The vitreous, which when we are born is an integral part of the retina (where the retina ends, the vitreous begins and where the vitreous ends, the retina begins), has a supporting role for the retina itself and is inseparable. In children and adults, the vitreous is attached to the retina and it is very difficult to detach from it.
As time passes, the vitreous tends to degenerate, collapse on itself and eventually detach from the retinal surface. If the vitreous detaches from the retinal surface and leaves the macular area, with the central area now being completely naked, then the formation of membranes on it can occur. These membranes, of a non-inflammatory nature but of a pseudo-reparative nature, have the characteristic of growing on the retinal surface and, as a negative note, cause visual distortion. The retina, which in itself can be safely naked and therefore not covered by the vitreous, but now has a membrane on its surface, can now develop edema because this membrane may begin to contract and create alterations, wrinkles and create the possibility of forming fluid.
Recent studies done with Angio OCT have shown that unrecognized and untreated epiretinal membranes favor the development of local ischemia in the macula, therefore the epiretinal membranes, according to the latest dictates, must be diagnosed and removed as soon as possible. This means that the surgery of the epiretinal membranes should not be postponed but must be performed as soon as possible, and although this of course must be evaluated from case to case. In theory, everything that is a membrane that grows on the retinal surface, can cause local ischemia and distortions, can be with the patient for life if not removed through surgery.
Modern vitreoretinal surgery allows us to operate on these patients and restore perfect vision to them, especially if the surgery is performed with a minimally invasive technique and at an early stage.
The macular hole, on the other hand, is a pathology of the macula in which the vitreous has not detached but remains very attached to the central area, to the fovea; being very adherent and coercing (i.e. moving backwards, pulling on the surface of the retina) creates the possibility of the formation of the macular hole, which is much faster than macular pucker (i.e. the epiretinal membrane) in its formation.
The macular hole can also form within a week / fifteen days: the patient begins to see slightly distorted and cannot see in the central area of the visual field, until then a scotoma forms, which is an absence of the vision of the central area.
This is the macular hole in its various stages, due to the traction of the vitreous on the central area.
It must be diagnosed quickly and decided with the ophthalmologist which path to take.
There is a drug to be inserted inside the vitreous cavity which favors the detachment of the vitreous from the central area, hence the non-formation of the macular hole.

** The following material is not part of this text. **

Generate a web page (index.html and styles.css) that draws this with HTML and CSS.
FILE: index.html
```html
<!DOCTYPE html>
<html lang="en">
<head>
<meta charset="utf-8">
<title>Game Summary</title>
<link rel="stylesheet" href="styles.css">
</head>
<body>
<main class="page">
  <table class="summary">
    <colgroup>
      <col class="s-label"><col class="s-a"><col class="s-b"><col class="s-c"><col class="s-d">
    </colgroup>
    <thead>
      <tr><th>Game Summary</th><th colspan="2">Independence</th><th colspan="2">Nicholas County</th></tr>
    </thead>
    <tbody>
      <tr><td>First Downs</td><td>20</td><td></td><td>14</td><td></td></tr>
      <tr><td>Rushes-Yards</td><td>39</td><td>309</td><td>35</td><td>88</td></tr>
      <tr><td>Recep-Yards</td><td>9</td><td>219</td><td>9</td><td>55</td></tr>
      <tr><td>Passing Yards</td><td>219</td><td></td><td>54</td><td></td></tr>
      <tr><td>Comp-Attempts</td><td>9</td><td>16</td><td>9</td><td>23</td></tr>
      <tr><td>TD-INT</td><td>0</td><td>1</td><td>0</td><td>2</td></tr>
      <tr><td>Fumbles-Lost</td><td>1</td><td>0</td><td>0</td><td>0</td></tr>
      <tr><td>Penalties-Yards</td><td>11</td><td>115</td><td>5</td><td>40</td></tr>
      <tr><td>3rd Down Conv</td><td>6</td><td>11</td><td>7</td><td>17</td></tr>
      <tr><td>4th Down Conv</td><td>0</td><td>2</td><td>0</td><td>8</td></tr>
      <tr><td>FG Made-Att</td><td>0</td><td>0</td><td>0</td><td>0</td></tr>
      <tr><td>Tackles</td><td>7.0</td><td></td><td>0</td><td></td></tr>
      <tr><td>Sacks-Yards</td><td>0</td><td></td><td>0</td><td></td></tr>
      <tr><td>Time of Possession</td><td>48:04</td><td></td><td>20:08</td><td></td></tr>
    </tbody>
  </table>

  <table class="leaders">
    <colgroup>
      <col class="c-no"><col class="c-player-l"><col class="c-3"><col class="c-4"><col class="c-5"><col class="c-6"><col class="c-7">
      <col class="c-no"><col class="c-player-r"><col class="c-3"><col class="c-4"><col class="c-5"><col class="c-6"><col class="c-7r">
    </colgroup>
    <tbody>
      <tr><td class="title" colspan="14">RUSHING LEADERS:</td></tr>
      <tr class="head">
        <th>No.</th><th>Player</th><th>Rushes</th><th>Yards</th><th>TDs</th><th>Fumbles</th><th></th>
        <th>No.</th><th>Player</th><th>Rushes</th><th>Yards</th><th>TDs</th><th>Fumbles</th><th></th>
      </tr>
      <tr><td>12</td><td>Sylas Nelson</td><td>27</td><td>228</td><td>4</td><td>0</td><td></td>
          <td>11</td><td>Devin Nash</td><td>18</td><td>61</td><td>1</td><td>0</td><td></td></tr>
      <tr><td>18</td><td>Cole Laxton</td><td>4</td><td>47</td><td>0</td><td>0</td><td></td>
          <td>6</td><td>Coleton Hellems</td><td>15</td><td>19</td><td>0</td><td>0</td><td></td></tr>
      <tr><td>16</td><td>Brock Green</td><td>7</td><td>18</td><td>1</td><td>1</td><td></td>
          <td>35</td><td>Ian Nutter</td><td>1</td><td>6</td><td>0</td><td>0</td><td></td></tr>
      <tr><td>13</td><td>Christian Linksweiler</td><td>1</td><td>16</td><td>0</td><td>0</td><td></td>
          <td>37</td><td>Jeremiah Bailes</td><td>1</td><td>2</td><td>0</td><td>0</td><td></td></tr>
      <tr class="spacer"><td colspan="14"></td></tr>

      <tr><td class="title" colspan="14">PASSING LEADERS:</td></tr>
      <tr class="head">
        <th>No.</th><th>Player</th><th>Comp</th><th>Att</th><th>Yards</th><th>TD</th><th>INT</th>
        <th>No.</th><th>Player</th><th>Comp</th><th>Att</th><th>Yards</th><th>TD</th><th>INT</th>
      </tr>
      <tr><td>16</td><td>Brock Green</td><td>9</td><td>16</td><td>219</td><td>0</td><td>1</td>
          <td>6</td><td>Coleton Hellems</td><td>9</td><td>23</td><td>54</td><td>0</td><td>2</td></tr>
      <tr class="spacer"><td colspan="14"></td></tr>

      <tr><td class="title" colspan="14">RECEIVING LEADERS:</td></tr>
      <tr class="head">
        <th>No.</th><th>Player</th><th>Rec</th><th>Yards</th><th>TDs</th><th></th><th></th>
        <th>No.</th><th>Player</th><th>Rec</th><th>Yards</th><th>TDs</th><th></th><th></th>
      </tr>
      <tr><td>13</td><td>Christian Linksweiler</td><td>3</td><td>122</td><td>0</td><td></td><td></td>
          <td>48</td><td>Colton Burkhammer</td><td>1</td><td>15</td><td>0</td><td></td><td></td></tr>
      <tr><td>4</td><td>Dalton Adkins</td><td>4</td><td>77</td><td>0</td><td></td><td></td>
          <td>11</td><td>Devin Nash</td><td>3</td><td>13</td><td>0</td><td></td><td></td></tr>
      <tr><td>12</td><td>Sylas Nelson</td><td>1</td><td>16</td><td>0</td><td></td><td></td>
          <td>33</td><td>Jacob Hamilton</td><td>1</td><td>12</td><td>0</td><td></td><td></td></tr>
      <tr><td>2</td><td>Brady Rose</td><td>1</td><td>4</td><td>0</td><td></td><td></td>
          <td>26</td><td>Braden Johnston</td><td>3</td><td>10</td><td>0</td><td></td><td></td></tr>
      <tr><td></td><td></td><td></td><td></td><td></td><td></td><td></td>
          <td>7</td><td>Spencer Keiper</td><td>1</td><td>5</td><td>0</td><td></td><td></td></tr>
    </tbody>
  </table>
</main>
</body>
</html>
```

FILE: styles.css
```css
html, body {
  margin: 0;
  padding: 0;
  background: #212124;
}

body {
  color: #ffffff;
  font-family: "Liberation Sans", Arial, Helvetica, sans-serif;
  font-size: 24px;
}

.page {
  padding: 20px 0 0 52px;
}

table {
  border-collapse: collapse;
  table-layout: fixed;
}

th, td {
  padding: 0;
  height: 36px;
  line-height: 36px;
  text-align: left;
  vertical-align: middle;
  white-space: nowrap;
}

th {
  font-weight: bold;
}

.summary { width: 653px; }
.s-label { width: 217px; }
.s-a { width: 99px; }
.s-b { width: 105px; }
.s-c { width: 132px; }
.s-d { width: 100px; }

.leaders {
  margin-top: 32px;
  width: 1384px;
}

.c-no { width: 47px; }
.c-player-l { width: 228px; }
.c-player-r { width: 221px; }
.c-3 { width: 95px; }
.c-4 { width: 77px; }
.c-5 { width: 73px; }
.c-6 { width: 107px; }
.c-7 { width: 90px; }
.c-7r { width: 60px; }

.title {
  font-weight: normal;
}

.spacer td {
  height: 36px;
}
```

Then there is vitrectomy, which, especially if minimally invasive, is the treatment to be performed in the macular hole, which is an absence of retinal tissue in the central area and is an acute, urgent and absolutely disabling pathology. This is an operable pathology with a very high margin of success, especially if operated in its initial stages and with a minimally invasive vitrectomy, therefore with small holes and very little aggressive technologies.
It is not clear what determines the formation of the macular pucker (also referred to as epiretinal membrane): it can occur spontaneously, more frequently after 50 years and may be secondary to inflammatory processes, after retinal detachment or laser treatment. The epiretinal membrane (or macular pucker) is a disease affecting the eye in the border between the vitreous and macular area, that part of the central retina that deals with detailed vision, such as reading or driving a vehicle.
The inner limiting membrane which normally delimits the boundary between the vitreous and the retina, thickens and tends to wrinkle for the cell proliferation along the inner surface and the production of fibrous tissue by the accessory cells to the retina.
They determine tractions that generate radial folds and alter the normal course of the retinal vessels causing disorders to metabolic exchange with a consequent thickening of the macula. The visual impairment can vary greatly, from none to severe with a very slow period of evolution. The patient generally experiences a blurred vision, a distortion of the images (metamorphopsia), sometimes diplopia (double vision).
The main symptom which consists the deformation of images is identified with the Amsler test, a grid on which the patient draws the distortion of the perceived images.
The Center of Dr. Alberto Bellone is one among the Centers of Excellence for the diagnosis and treatment of macular pucker.
Surgery For Macular Pucker: Vitrectomy
Epiretinal membrane therapy is surgical and is based on vitrectomy (removal of the vitreous body), peeling of the pucker and the internal limiting membrane.
With surgery, it is possible to achieve retinal integrity: this results in improved visual capability with reduced symptoms such as blur and image distortion.
Epiretinal membrane removal is performed in local anaesthesia and does not require hospitalization. It is almost painless, with a quick return to social life.